Businesses succeed on the Internet the same way they succeed in any other area: By deciding to succeed and understanding what success means. It’s a matter of clear, realistic thinking and deliberate planning. And as with most aspects of business planning there’s no tensor calculus involved.

Creating a Web site has more in common with publishing than with any other mundane endeavor. Like any publication, successful Web sites start with a clear focus and purpose, because if you confuse visitors to your site they’ll leave. Creating clarity takes hard work.

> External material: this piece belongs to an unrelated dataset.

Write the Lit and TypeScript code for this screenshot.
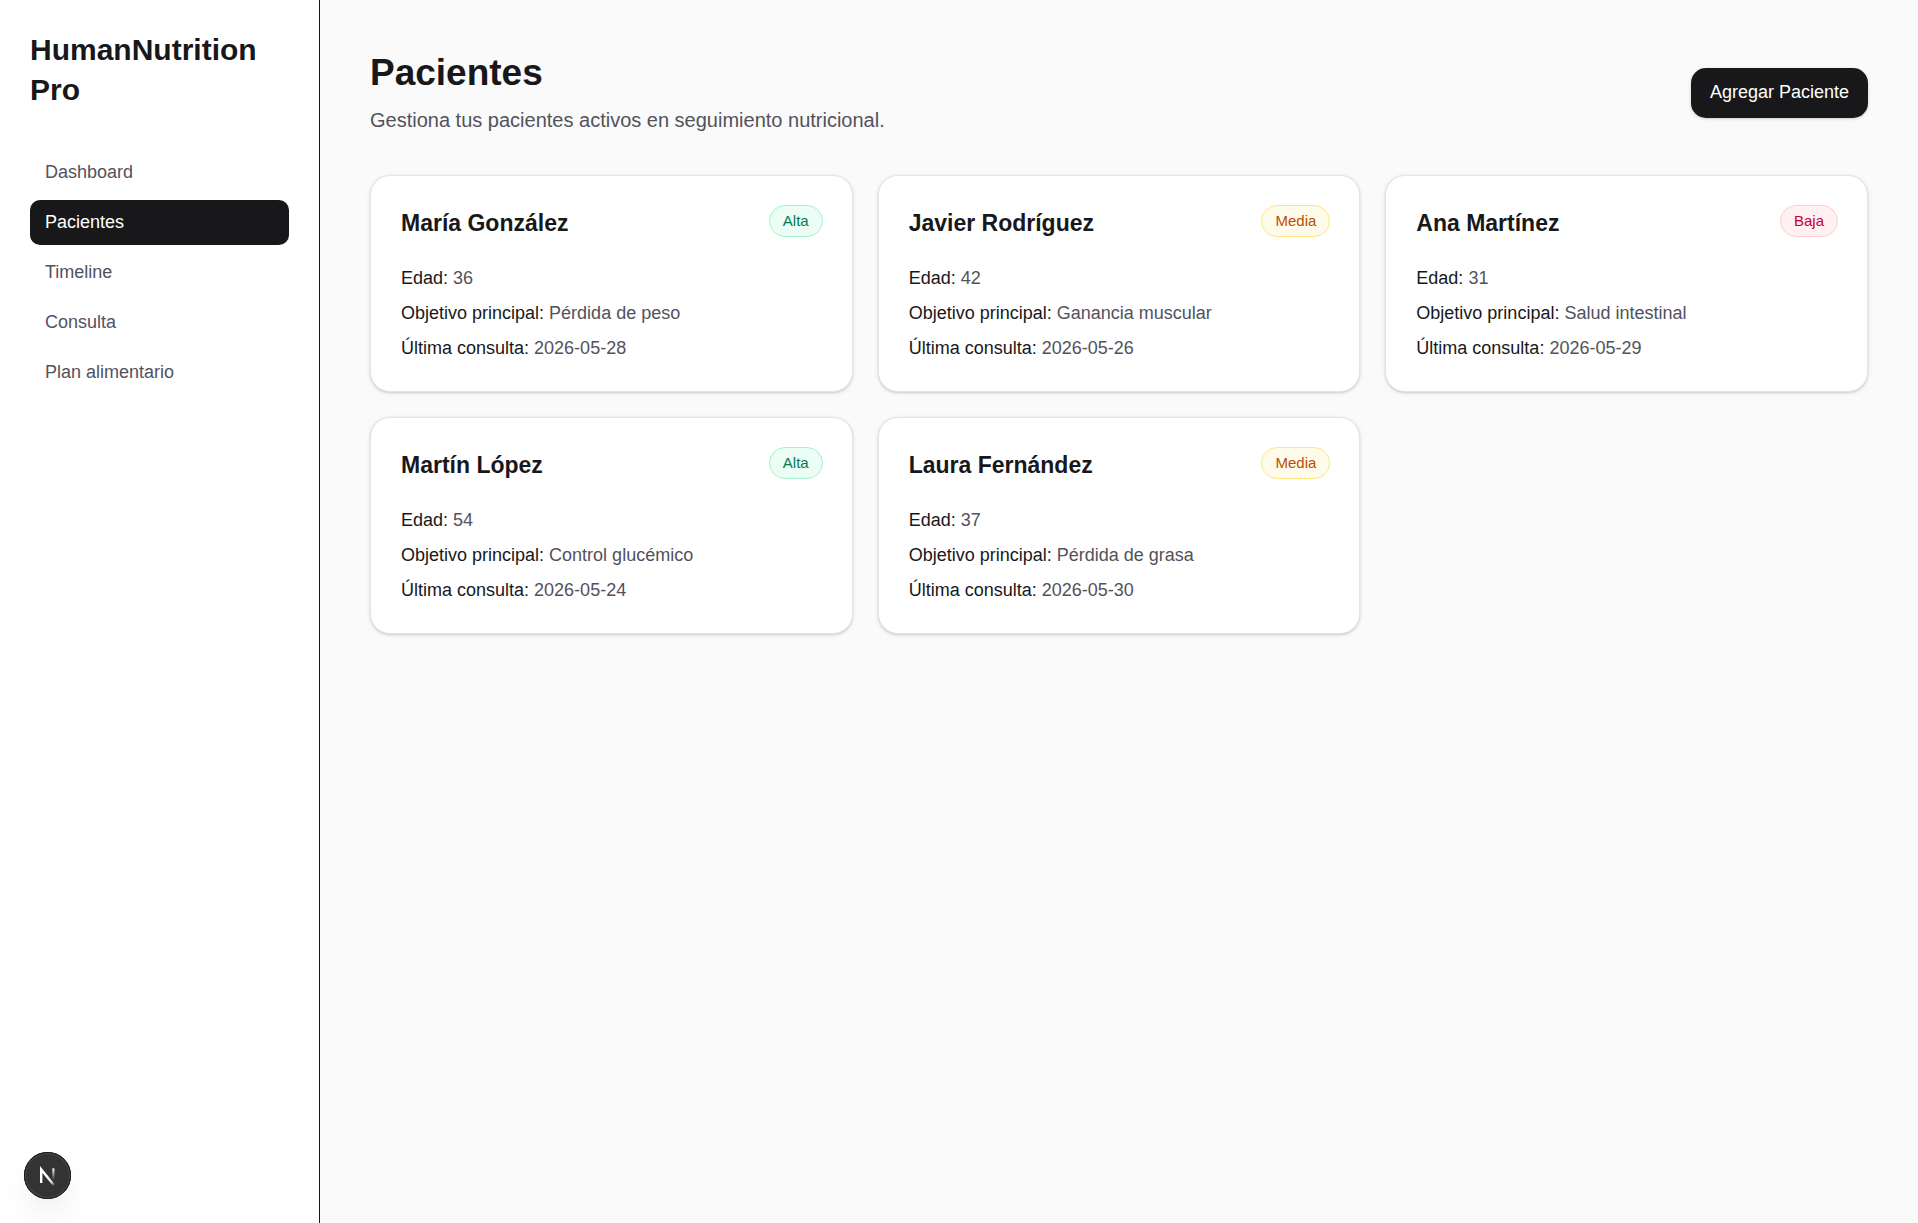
import { LitElement, html, css } from "lit";
import { customElement, property, state } from "lit/decorators.js";
import { classMap } from "lit/directives/class-map.js";

type Adherence = "Alta" | "Media" | "Baja";

interface Patient {
  name: string;
  age: number;
  goal: string;
  lastVisit: string;
  adherence: Adherence;
}

const PATIENTS: Patient[] = [
  { name: "María González", age: 36, goal: "Pérdida de peso", lastVisit: "2026-05-28", adherence: "Alta" },
  { name: "Javier Rodríguez", age: 42, goal: "Ganancia muscular", lastVisit: "2026-05-26", adherence: "Media" },
  { name: "Ana Martínez", age: 31, goal: "Salud intestinal", lastVisit: "2026-05-29", adherence: "Baja" },
  { name: "Martín López", age: 54, goal: "Control glucémico", lastVisit: "2026-05-24", adherence: "Alta" },
  { name: "Laura Fernández", age: 37, goal: "Pérdida de grasa", lastVisit: "2026-05-30", adherence: "Media" },
];

const SECTIONS = ["Dashboard", "Pacientes", "Timeline", "Consulta", "Plan alimentario"];

@customElement("patient-card")
export class PatientCard extends LitElement {
  @property({ attribute: false }) patient!: Patient;

  static styles = css`
    :host {
      display: block;
      box-sizing: border-box;
      padding: 29px 29px 30px 30px;
      border: 1px solid #e4e4e7;
      border-radius: 20px;
      background: #fff;
      box-shadow: 0 1px 4px rgba(0, 0, 0, 0.1), 0 1px 2px rgba(0, 0, 0, 0.1);
    }
    .head {
      display: flex;
      align-items: flex-start;
      justify-content: space-between;
      gap: 15px;
      margin-bottom: 25px;
    }
    h2 {
      margin: 0;
      font-size: 23px;
      line-height: 36px;
      font-weight: 700;
      color: #18181b;
    }
    .badge {
      flex: none;
      padding: 5px 13px;
      border: 1px solid;
      border-radius: 16px;
      font-size: 15px;
      line-height: 20px;
    }
    .alta {
      color: #007a55;
      background: #ecfdf5;
      border-color: #a4f4cf;
    }
    .media {
      color: #bb4d00;
      background: #fffbeb;
      border-color: #fee685;
    }
    .baja {
      color: #c70036;
      background: #fff1f2;
      border-color: #ffccd3;
    }
    dl {
      display: grid;
      gap: 10px;
      margin: 0;
      font-size: 18px;
      line-height: 25px;
    }
    dt,
    dd {
      display: inline;
      margin: 0;
    }
    dt {
      color: #18181b;
    }
    dd {
      color: #52525c;
    }
  `;

  render() {
    const p = this.patient;
    const tone = { badge: true, [p.adherence.toLowerCase()]: true };
    return html`
      <div class="head">
        <h2>${p.name}</h2>
        <span class=${classMap(tone)}>${p.adherence}</span>
      </div>
      <dl>
        <div><dt>Edad:</dt> <dd>${p.age}</dd></div>
        <div><dt>Objetivo principal:</dt> <dd>${p.goal}</dd></div>
        <div><dt>Última consulta:</dt> <dd>${p.lastVisit}</dd></div>
      </dl>
    `;
  }
}

@customElement("app-root")
export class AppRoot extends LitElement {
  @state() private current = "Pacientes";

  static styles = css`
    :host {
      display: flex;
      min-height: 100vh;
      background: #fafafa;
      color: #18181b;
      font-family: "Liberation Sans", Arial, Helvetica, sans-serif;
    }
    aside {
      box-sizing: border-box;
      flex: none;
      width: 320px;
      padding: 30px;
      border-right: 1px solid #18181b;
      background: #fff;
    }
    .brand {
      margin: 0 0 40px;
      font-size: 30px;
      line-height: 40px;
      font-weight: 700;
    }
    nav {
      display: flex;
      flex-direction: column;
      gap: 5px;
    }
    nav a {
      padding: 10px 15px;
      border-radius: 10px;
      font-size: 18px;
      line-height: 25px;
      color: #52525c;
      text-decoration: none;
    }
    nav a.active {
      background: #18181b;
      color: #fff;
    }
    main {
      flex: 1;
      min-width: 0;
      padding: 50px;
    }
    header {
      display: flex;
      align-items: center;
      justify-content: space-between;
      gap: 25px;
      margin-bottom: 40px;
    }
    h1 {
      margin: 0 0 10px;
      font-size: 37px;
      line-height: 45px;
      font-weight: 700;
    }
    header p {
      margin: 0;
      font-size: 20px;
      line-height: 30px;
      color: #52525c;
    }
    .add {
      flex: none;
      padding: 12px 19px 13px;
      border: 0;
      border-radius: 15px;
      background: #18181b;
      color: #fff;
      font: inherit;
      font-size: 18px;
      line-height: 25px;
      box-shadow: 0 1px 4px rgba(0, 0, 0, 0.1), 0 1px 2px rgba(0, 0, 0, 0.1);
    }
    .cards {
      display: grid;
      grid-template-columns: repeat(3, minmax(0, 1fr));
      gap: 25px;
    }
    .devtools {
      position: fixed;
      left: 24px;
      bottom: 24px;
      width: 47px;
      height: 47px;
      padding: 0;
      border: 0;
      border-radius: 50%;
      background: #333;
      box-shadow: inset 0 0 0 1px #171717, inset 0 0 0 2px #4b4b4b,
        0 16px 32px -8px rgba(0, 0, 0, 0.12);
    }
    .devtools svg {
      display: block;
      width: 47px;
      height: 47px;
    }
  `;

  render() {
    return html`
      <aside>
        <h2 class="brand">HumanNutrition Pro</h2>
        <nav>
          ${SECTIONS.map(
            (name) => html`<a
              href="#"
              class=${classMap({ active: name === this.current })}
              @click=${(e: Event) => {
                e.preventDefault();
                this.current = name;
              }}
              >${name}</a
            >`
          )}
        </nav>
      </aside>
      <main>
        <header>
          <div>
            <h1>Pacientes</h1>
            <p>Gestiona tus pacientes activos en seguimiento nutricional.</p>
          </div>
          <button class="add" type="button">Agregar Paciente</button>
        </header>
        <section class="cards">
          ${PATIENTS.map((p) => html`<patient-card .patient=${p}></patient-card>`)}
        </section>
      </main>
      <button class="devtools" type="button">
        <svg viewBox="0 0 47 47" fill="none" aria-hidden="true">
          <defs>
            <linearGradient id="diag" x1="25" y1="25" x2="31" y2="33" gradientUnits="userSpaceOnUse">
              <stop stop-color="#fff" />
              <stop offset="0.6" stop-color="#fff" stop-opacity="0.8" />
              <stop offset="1" stop-color="#fff" stop-opacity="0" />
            </linearGradient>
            <linearGradient id="stem" x1="30" y1="16" x2="30" y2="28" gradientUnits="userSpaceOnUse">
              <stop stop-color="#fff" />
              <stop offset="1" stop-color="#fff" stop-opacity="0" />
            </linearGradient>
          </defs>
          <path d="M17.2 31V17.4L30.2 33.6" stroke="url(#diag)" stroke-width="2.4" />
          <path d="M29.4 16.4V28" stroke="url(#stem)" stroke-width="2.2" />
        </svg>
      </button>
    `;
  }
}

You’ll be in the middle of this discussion, so be prepared to lead it if the conversation gets squishy. Here’s an approach you can use if you decide to take charge:

Step 1 – Establish your business model: A business model states a cause-and-effect relationship in specific terms. Right now, the most successful model is enhancing customer relationships by improving service. Another good model: Suggesting new uses for your products to increase consumption by current customers.

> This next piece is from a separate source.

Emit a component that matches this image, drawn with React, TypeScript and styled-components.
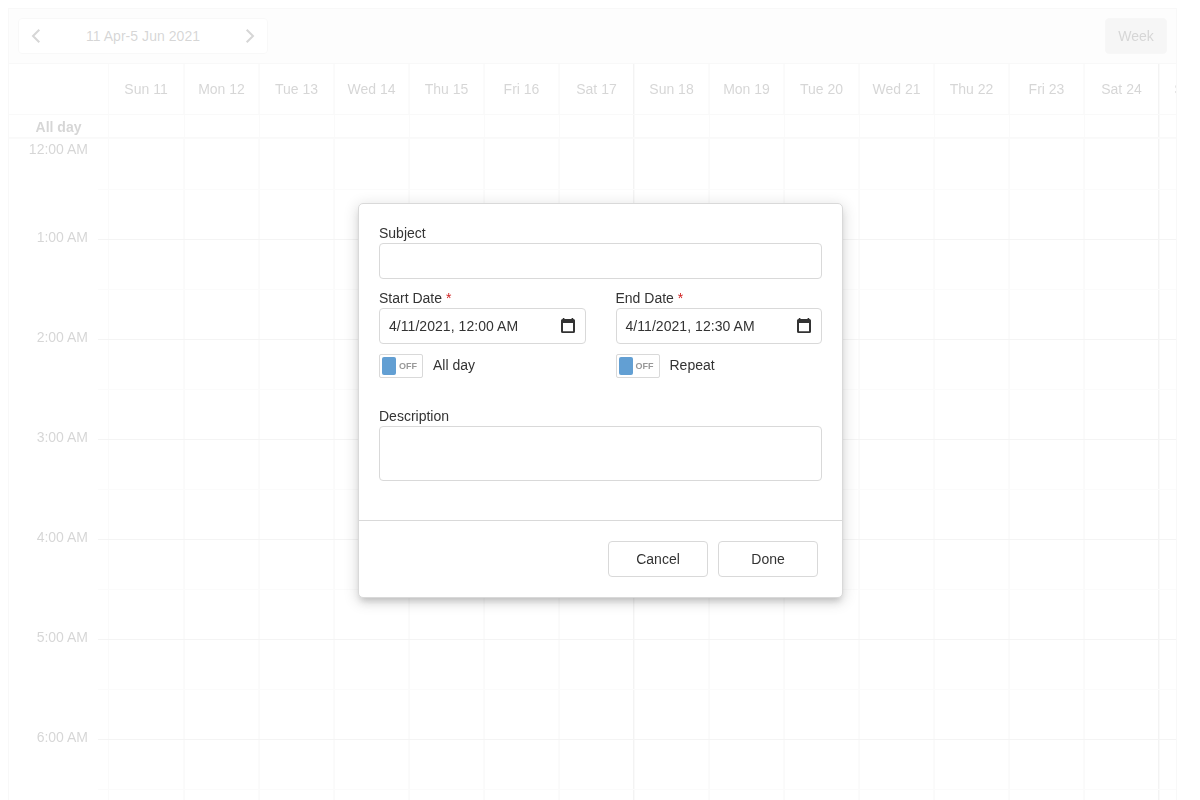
import React from "react";
import styled, { createGlobalStyle } from "styled-components";

const GlobalStyle = createGlobalStyle`
  * { box-sizing: border-box; }
  html, body { height: 100%; overflow: hidden; }
  body { margin: 0; background: #fff; color: #333; font: 14px/16px "Liberation Sans", Arial, sans-serif; }
  button, input, textarea { font: inherit; color: inherit; }
`;

const Page = styled.main`
  height: 800px;
  padding: 8px 23px 0 8px;
  display: grid;
  overflow: hidden;
`;

const Scheduler = styled.section`
  height: 900px;
  border: 1px solid #ddd;
  opacity: 0.2;
  overflow: hidden;
`;

const Toolbar = styled.header`
  height: 55px;
  padding: 9px 9px 0 9px;
  display: flex;
  justify-content: space-between;
  align-items: flex-start;
  background: #f5f5f5;
  border-bottom: 1px solid #ddd;
`;

const DateNav = styled.div`
  width: 250px;
  height: 36px;
  padding: 0 11px;
  display: flex;
  align-items: center;
  justify-content: space-between;
  background: #fff;
  border: 1px solid #ddd;
  border-radius: 4px;
  letter-spacing: 0.05px;
`;

const ViewButton = styled.button`
  width: 62px;
  height: 36px;
  padding: 0;
  background: #d0d0d0;
  border: 1px solid #d6d6d6;
  border-radius: 4px;
`;

const Row = styled.div<{ $height: number }>`
  display: flex;
  width: 1300px;
  height: ${(p) => p.$height}px;
  border-bottom: 1px solid #e2e2e2;
`;

const HeadLabel = styled.div`
  flex: 0 0 99px;
  padding: 4px 0 0;
  text-align: center;
  font-weight: bold;
`;

const Cell = styled.div<{ $weekEnd?: boolean; $single?: boolean }>`
  flex: 0 0 75px;
  display: flex;
  align-items: center;
  justify-content: center;
  border-left: 1px solid #e4e4e4;
  border-right: 1px solid ${(p) => (p.$weekEnd ? "#c4c4c4" : p.$single ? "transparent" : "#e8e8e8")};
  &:nth-child(2) { flex-basis: 76px; }
`;

const Body = styled.div`
  display: flex;
  width: 1300px;
  border-top: 1px solid #e4e4e4;
`;

const Hours = styled.div`
  flex: 0 0 89px;
  padding-top: 1px;
  text-align: right;
`;

const Hour = styled.div<{ $first?: boolean }>`
  height: ${(p) => (p.$first ? 88 : 100)}px;
  padding: 1px 10px 0 0;
`;

const Grid = styled.div`
  flex: 1;
`;

const Slot = styled.div<{ $hour?: boolean }>`
  display: flex;
  height: 50px;
  border-bottom: 1px solid ${(p) => (p.$hour ? "#c8c8c8" : "#ebebeb")};
  &:first-child { height: 51px; }
`;

const Gutter = styled.div`
  flex: 0 0 10px;
`;

const Overlay = styled.div`
  position: absolute;
  inset: 0;
  padding: 203px 0 0 358px;
`;

const Dialog = styled.form`
  width: 485px;
  height: 395px;
  border: 1px solid #d9d9d9;
  border-radius: 5px;
  background: #fff;
  box-shadow:
    0 5px 6px -3px rgba(0, 0, 0, 0.14),
    0 6px 10px 0 rgba(0, 0, 0, 0.06),
    0 3px 14px 2px rgba(0, 0, 0, 0.12);
`;

const Fields = styled.div`
  height: 316px;
  padding: 21px 20px 0;
`;

const Label = styled.label`
  display: block;
  height: 18px;
`;

const Required = styled.span`
  color: #d02020;
`;

const TextInput = styled.input`
  display: block;
  width: 100%;
  height: 36px;
  border: 1px solid #d9d9d9;
  border-radius: 4px;
  outline: 0;
`;

const TextArea = styled.textarea`
  display: block;
  width: 100%;
  height: 55px;
  resize: none;
  border: 1px solid #d9d9d9;
  border-radius: 4px;
  outline: 0;
`;

const Columns = styled.div`
  display: grid;
  grid-template-columns: 1fr 1fr;
  gap: 30px;
  margin: 11px 0 30px;
`;

const DateBox = styled.div`
  height: 36px;
  padding: 0 10px 0 9px;
  display: flex;
  align-items: center;
  justify-content: space-between;
  border: 1px solid #d9d9d9;
  border-radius: 4px;
  letter-spacing: 0.05px;
`;

const SwitchRow = styled.div`
  display: flex;
  gap: 10px;
  margin-top: 10px;
  line-height: 23px;
`;

const Switch = styled.div`
  width: 44px;
  height: 24px;
  padding: 2px;
  display: flex;
  align-items: center;
  gap: 3px;
  border: 1px solid #d9d9d9;
  border-radius: 2px;
  color: #999;
  font-size: 9px;
  font-weight: bold;
`;

const Thumb = styled.span`
  width: 14px;
  height: 18px;
  border-radius: 2px;
  background: #629fd3;
`;

const Footer = styled.footer`
  display: flex;
  justify-content: flex-end;
  gap: 10px;
  padding: 20px 24px 0;
  border-top: 1px solid #d9d9d9;
`;

const Button = styled.button`
  width: 100px;
  height: 36px;
  padding: 0;
  background: #fff;
  border: 1px solid #d9d9d9;
  border-radius: 4px;
`;

const days = ["Sun 11", "Mon 12", "Tue 13", "Wed 14", "Thu 15", "Fri 16", "Sat 17", "Sun 18", "Mon 19", "Tue 20", "Wed 21", "Thu 22", "Fri 23", "Sat 24", "Sun 25"];
const hours = ["12:00 AM", "1:00 AM", "2:00 AM", "3:00 AM", "4:00 AM", "5:00 AM", "6:00 AM"];

const Chevron = ({ next }: { next?: boolean }) => (
  <svg width="12" height="16" viewBox="0 0 12 16" fill="none" stroke="#333" strokeWidth="2">
    <path d={next ? "M2.7 1.7 9 8 2.7 14.3" : "M9.3 1.7 3 8 9.3 14.3"} />
  </svg>
);

const CalendarIcon = () => (
  <svg width="14" height="16" viewBox="0 0 14 16">
    <path fill="#333" fillRule="evenodd" d="M1.800 0h1.600v1h7.200V0h1.600v1h.3A1.500 1.500 0 0 1 14 2.500v11a1.500 1.500 0 0 1-1.500 1.500h-11A1.500 1.500 0 0 1 0 13.500v-11A1.500 1.500 0 0 1 1.500 1h.3zM2 5v8.200h10V5z" />
  </svg>
);

const Cells = ({ labels, single }: { labels?: boolean; single?: boolean }) => (
  <>
    {days.map((day, i) => (
      <Cell key={day} $weekEnd={i % 7 === 6} $single={single}>{labels ? day : null}</Cell>
    ))}
  </>
);

const DateField = ({ label, value, toggle }: { label: string; value: string; toggle: string }) => (
  <div>
    <Label>{label} <Required>*</Required></Label>
    <DateBox>{value}<CalendarIcon /></DateBox>
    <SwitchRow>
      <Switch><Thumb />OFF</Switch>
      {toggle}
    </SwitchRow>
  </div>
);

export default function App() {
  return (
    <>
      <GlobalStyle />
      <Page>
        <Scheduler>
          <Toolbar>
            <DateNav><Chevron />11 Apr-5 Jun 2021<Chevron next /></DateNav>
            <ViewButton>Week</ViewButton>
          </Toolbar>
          <Row $height={51}><HeadLabel /><Cells labels /></Row>
          <Row $height={23}><HeadLabel>All day</HeadLabel><Cells single /></Row>
          <Body>
            <Hours>{hours.map((h, i) => <Hour key={h} $first={i === 0}>{h}</Hour>)}</Hours>
            <Grid>
              {Array.from({ length: 14 }, (_, i) => (
                <Slot key={i} $hour={i % 2 === 1}><Gutter /><Cells /></Slot>
              ))}
            </Grid>
          </Body>
        </Scheduler>
      </Page>
      <Overlay>
        <Dialog>
          <Fields>
            <Label>Subject</Label>
            <TextInput />
            <Columns>
              <DateField label="Start Date" value="4/11/2021, 12:00 AM" toggle="All day" />
              <DateField label="End Date" value="4/11/2021, 12:30 AM" toggle="Repeat" />
            </Columns>
            <Label>Description</Label>
            <TextArea />
          </Fields>
          <Footer>
            <Button type="button">Cancel</Button>
            <Button type="button">Done</Button>
          </Footer>
        </Dialog>
      </Overlay>
    </>
  );
}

Step 2 – Profile your target audience: An audience profile describes who you want to attract and what they want when they visit. Reading Web demographics and figuring out how to attract “that kind of person” is a trap. You want prospects and customers, not visitors. If you sell office furniture, you may want to attract architects and facilities planners who want advice on office design – teenage surfers are a distraction. If you sell acne medicine, architects and facilities planners are the distraction, unless they have pimples.

Step 3 – Define measures of success: Good measures come from your business model. Although not every cause-and-effect relationship lends itself to direct measurement, avoid simply falling back on measuring what is convenient, such as hits. Measure what’s important, not what’s easy to measure. Anything that doesn’t test your business model is pointless.

Step 4 – Perform a reality check: Is your target audience really going to exhibit the behavior you need? This may come down to arguing or it may involve market research. Just watch out for the we’ve-reached-consensus-so-we-must-be-right fallacy. Automobile makers did this successfully, rejecting online purchasing and instead helping buyers research car purchases.

Now comes all the real work – these four steps are just the start, and don’t ensure success.

In a competitive marketplace, nothing can.